Oil prices rose to a six-week high on Monday as U.S. output remains slow to return two weeks after Hurricane Ida slammed into the Gulf Coast and worries another storm could affect output in Texas this week.
Brent Crude futures rose 59 cents, or 0.8%, to settle at $73.51 a barrel, while U.S. West Texas Intermediate (WTI) crude rose 73 cents, or 1.1%, to settle at $70.45. That was Brent’s highest close since July 30 and WTI’s highest close since Aug. 3.
Further disruption from bad weather could be around the corner, with the U.S. National Hurricane Center projecting Tropical Storm Nicholas will scrape along the South Texas coast on Monday and make landfall near Corpus Christi later tonight.

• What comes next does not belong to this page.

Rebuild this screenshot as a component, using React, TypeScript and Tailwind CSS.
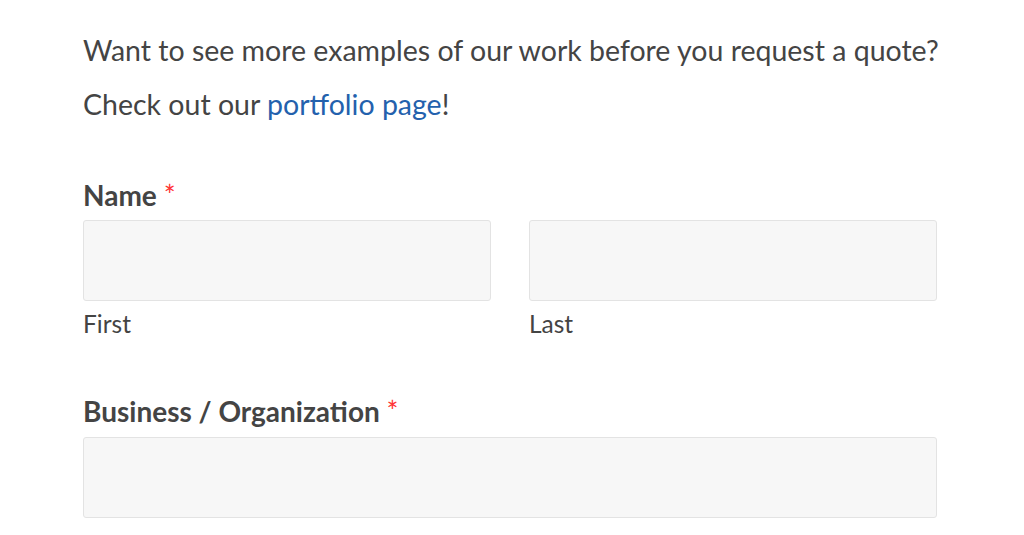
export default function App() {
  return (
    <div className="min-h-screen bg-white font-['Lato',sans-serif] text-[#444444]">
      <div className="w-[854px] ml-[83px] pt-[23px]">
        <p className="text-[28.5px] leading-[54px] whitespace-nowrap">
          Want to see more examples of our work before you request a quote?
          <br />
          Check out our <a href="#" className="text-[#2361ad]">portfolio page</a>!
        </p>

        <div className="mt-[46px]">
          <label className="block text-[28px] font-bold leading-[36px]">
            Name <span className="text-[#ff3333] font-normal">*</span>
          </label>
          <div className="mt-[7px] grid grid-cols-2 gap-[38px]">
            <div>
              <input className="block w-full h-[81px] rounded-[3px] border border-[#e3e3e3] bg-[#f7f7f7]" />
              <div className="text-[24.5px] leading-[46px]">First</div>
            </div>
            <div>
              <input className="block w-full h-[81px] rounded-[3px] border border-[#e3e3e3] bg-[#f7f7f7]" />
              <div className="text-[24.5px] leading-[46px]">Last</div>
            </div>
          </div>
        </div>

        <div className="mt-[46px]">
          <label className="block text-[28px] font-bold leading-[36px]">
            Business / Organization <span className="text-[#ff3333] font-normal">*</span>
          </label>
          <input className="mt-[8px] block w-full h-[81px] rounded-[3px] border border-[#e3e3e3] bg-[#f7f7f7]" />
        </div>
      </div>
    </div>
  )
}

U.S. oil output from seven major shale formations is expected to rise by about 66,000 bpd in October to 8.1 million bpd, the highest since April 2020, according to the Energy Information Administration’s monthly drilling productivity report.
Saudi Aramco has notified at least seven buyers across Asia that it would supply full contractual volumes of crude oil in October, though none of them asked for additional supplies despite deep price cuts, sources with knowledge of the matter said on Monday.
Hopes of fresh talks on a wider nuclear deal between Iran and the West were raised after the United Nations atomic watchdog reached an agreement with Iran on Sunday about the overdue servicing of monitoring equipment to keep it running.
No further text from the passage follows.